Full Text of the Excerpt

CLIFF KUHN:
Do you remember when they had that strike in thirty four, when the National Guard came in?
EMMA WHITESELL:
When they bombed it?
CLIFF KUHN:
When they bombed it, yeah.
EMMA WHITESELL:
Yeah.
CLIFF KUHN:
What do you remember about that?
EMMA WHITESELL:
Well, I was just scared 'cause I was living on Trollinger Street then and I wasn't working at Plaid Mill at the time.
CLIFF KUHN:
Where were you working?
EMMA WHITESELL:
I wasn't working anywhere. It was about the time my baby was born. I forgot what month it was, but my baby was born and died in July. That must have been thirty four. I would walk up there towards the stores you know, every evening, and they'd just throw rocks and all at cars coming out of the mill. It was kind of scary.
CLIFF KUHN:
Did you know any of the people involved at all?
EMMA WHITESELL:
Well, I didn't know who was throwing the rocks, but some of the people that was working I did, yeah.
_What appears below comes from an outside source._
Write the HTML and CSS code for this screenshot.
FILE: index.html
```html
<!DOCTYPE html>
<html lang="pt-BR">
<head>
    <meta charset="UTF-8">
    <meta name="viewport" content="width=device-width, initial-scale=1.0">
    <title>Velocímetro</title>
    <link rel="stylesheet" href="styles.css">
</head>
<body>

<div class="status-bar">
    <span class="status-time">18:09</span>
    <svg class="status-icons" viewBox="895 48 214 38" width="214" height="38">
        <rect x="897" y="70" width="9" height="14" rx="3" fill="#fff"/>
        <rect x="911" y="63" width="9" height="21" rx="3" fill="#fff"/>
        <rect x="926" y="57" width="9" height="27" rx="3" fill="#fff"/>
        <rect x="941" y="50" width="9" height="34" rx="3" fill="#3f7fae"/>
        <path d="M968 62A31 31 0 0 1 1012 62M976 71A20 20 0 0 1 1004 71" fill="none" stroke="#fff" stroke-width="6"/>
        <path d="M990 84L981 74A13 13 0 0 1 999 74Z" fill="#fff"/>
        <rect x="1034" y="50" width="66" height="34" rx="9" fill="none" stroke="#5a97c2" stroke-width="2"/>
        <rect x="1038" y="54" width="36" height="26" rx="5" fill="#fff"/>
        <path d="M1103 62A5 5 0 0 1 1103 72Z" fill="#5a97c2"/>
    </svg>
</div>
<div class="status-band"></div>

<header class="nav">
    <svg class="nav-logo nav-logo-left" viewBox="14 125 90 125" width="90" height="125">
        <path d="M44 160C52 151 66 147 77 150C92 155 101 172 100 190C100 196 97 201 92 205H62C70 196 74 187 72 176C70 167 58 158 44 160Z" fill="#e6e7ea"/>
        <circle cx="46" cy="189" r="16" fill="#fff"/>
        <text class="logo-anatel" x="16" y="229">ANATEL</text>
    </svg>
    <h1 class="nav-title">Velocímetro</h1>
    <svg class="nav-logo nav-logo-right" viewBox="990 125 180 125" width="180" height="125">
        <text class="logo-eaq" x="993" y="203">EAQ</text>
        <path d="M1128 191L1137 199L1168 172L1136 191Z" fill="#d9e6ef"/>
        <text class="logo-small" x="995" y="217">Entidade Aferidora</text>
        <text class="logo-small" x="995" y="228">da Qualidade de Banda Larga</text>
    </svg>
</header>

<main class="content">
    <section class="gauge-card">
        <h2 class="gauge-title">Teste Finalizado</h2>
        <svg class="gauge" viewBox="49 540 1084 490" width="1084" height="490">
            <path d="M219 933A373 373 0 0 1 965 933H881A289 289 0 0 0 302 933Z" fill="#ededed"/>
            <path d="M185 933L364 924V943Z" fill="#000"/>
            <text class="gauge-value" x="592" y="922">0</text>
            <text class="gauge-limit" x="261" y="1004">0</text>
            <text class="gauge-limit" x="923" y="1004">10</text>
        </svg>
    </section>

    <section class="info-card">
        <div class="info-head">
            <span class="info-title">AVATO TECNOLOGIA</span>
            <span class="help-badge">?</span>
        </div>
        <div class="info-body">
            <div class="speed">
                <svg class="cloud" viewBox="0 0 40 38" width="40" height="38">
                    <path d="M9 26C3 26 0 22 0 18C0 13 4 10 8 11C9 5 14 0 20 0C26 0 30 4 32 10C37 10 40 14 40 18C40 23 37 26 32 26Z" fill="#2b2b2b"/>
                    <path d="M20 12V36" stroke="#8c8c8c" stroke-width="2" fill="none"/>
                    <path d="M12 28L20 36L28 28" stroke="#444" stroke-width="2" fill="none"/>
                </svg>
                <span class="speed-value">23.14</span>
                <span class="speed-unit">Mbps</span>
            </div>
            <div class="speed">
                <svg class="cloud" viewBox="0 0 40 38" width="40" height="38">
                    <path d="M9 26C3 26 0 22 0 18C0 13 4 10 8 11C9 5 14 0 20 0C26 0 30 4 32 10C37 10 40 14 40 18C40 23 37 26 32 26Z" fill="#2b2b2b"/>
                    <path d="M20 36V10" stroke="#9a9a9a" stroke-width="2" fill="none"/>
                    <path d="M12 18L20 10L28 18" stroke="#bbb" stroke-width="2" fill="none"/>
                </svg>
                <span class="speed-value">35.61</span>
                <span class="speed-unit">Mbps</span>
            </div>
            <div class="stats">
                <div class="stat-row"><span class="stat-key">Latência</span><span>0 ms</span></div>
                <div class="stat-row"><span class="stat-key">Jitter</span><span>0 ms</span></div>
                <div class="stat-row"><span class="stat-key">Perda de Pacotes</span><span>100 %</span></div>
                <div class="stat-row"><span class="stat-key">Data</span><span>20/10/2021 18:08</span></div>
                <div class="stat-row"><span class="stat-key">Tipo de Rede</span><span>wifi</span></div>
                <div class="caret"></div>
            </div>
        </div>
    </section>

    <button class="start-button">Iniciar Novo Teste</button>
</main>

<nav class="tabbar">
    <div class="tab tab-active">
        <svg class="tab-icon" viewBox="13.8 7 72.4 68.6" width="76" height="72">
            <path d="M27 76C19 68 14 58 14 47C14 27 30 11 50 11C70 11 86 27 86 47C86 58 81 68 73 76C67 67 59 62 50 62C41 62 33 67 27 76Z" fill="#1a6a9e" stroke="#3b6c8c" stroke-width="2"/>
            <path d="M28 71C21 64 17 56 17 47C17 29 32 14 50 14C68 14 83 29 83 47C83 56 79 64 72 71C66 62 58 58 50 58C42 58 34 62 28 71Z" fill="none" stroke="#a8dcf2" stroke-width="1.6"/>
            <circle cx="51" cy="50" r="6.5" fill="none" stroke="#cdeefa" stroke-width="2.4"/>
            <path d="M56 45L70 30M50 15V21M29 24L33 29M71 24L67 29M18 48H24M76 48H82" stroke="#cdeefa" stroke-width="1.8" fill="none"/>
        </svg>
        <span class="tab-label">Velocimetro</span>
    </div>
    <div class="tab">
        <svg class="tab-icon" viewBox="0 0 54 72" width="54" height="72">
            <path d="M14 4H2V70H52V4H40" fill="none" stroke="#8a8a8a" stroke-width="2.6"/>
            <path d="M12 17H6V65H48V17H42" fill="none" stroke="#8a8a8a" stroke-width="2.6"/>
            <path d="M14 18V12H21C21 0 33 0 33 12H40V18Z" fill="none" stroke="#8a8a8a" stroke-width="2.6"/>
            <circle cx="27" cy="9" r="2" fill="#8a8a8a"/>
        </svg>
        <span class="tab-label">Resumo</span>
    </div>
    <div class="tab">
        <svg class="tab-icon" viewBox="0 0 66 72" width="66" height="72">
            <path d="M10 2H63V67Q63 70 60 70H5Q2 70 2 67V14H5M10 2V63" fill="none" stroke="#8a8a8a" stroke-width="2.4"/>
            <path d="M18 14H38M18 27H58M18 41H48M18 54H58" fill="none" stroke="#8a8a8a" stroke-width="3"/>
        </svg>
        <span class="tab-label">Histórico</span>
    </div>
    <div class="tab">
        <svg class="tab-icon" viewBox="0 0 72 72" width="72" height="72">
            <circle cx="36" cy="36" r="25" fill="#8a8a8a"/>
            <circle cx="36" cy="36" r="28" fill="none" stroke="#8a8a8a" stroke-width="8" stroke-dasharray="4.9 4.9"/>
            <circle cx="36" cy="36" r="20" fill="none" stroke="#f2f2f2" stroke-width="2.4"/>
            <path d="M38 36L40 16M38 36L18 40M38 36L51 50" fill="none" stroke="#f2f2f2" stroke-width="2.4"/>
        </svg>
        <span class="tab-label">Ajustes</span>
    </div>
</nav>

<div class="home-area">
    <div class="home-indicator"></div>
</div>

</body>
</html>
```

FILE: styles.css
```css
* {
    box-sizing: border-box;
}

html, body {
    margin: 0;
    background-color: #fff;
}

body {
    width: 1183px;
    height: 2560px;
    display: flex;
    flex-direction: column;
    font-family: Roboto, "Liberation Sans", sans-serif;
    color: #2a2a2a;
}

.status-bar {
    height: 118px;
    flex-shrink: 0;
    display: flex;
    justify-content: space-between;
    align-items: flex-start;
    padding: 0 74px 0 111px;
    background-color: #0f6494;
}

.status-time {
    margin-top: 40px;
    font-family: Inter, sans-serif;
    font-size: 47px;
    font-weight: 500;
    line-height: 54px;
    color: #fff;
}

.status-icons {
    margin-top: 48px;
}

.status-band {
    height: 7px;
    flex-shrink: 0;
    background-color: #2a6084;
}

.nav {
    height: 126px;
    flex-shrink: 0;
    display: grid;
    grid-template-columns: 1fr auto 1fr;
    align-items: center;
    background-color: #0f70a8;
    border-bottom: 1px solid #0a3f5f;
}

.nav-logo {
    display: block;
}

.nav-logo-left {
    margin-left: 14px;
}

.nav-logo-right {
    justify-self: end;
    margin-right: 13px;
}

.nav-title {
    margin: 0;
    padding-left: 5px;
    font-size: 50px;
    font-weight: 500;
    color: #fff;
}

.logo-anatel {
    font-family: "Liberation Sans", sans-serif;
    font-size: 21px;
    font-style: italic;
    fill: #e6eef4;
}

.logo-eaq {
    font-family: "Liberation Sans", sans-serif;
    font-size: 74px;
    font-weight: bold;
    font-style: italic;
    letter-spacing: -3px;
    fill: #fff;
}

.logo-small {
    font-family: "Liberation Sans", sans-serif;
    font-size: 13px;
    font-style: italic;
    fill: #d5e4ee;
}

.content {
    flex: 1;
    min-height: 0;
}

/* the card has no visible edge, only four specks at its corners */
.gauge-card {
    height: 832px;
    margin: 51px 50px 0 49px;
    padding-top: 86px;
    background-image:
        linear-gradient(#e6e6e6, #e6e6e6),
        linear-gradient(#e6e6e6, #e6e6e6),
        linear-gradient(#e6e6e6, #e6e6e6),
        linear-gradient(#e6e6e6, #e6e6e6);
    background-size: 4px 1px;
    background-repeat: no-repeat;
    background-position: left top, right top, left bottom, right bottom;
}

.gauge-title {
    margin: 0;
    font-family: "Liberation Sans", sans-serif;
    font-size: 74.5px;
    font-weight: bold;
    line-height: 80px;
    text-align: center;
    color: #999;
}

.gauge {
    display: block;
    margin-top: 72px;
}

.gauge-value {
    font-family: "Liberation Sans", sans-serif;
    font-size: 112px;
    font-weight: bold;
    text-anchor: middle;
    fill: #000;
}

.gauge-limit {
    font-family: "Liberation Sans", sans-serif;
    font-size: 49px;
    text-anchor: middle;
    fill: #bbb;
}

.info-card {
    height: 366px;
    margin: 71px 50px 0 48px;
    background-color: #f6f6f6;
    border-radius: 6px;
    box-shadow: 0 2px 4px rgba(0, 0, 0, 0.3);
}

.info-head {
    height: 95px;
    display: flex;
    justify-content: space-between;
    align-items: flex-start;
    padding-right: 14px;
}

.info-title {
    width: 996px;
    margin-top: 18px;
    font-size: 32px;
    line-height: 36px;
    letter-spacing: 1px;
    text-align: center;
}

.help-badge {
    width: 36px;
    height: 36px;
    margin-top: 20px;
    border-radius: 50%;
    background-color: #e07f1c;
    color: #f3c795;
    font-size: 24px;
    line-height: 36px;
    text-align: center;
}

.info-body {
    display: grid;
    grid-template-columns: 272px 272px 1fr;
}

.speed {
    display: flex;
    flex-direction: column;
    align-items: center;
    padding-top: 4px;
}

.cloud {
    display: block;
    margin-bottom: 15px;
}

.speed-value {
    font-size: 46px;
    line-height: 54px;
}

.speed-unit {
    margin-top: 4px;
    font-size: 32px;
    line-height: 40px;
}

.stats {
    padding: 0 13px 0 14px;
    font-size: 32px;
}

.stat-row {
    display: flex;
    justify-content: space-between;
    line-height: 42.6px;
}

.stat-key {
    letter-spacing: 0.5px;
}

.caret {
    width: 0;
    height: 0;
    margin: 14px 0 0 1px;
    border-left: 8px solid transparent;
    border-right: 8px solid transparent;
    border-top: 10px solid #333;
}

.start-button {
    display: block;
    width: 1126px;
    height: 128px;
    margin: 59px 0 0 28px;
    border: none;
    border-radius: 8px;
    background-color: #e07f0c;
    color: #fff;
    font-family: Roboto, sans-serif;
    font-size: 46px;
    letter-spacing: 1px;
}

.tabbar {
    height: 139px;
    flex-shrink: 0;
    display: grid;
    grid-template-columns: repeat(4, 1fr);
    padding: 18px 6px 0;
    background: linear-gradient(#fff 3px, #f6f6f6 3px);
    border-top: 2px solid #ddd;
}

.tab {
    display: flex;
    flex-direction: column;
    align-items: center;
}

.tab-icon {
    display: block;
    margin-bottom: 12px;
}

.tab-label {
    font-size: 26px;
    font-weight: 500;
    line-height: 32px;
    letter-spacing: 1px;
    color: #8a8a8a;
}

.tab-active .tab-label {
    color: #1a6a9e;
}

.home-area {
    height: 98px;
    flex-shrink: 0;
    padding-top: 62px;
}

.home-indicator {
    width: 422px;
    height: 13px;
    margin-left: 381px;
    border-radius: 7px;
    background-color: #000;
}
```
But I don't remember who they were.
CLIFF KUHN:
What did you think about the unions?
EMMA WHITESELL:
I don't know, I didn't think much about it, 'cause it was kind of scary. And I don't think anybody ought to have a right to tell the other one what they can do and what they can't do. Them people that went in there and worked would just risk their life, going in working. 'Cause they didn't know what they was going to do and they'd throw them great big old rocks. They're liable to went through a windshield and hurt somebody. But nobody didn't get hurt I don't think.
CLIFF KUHN:
No, I don't think so either. Well, what do you remember about the bombing?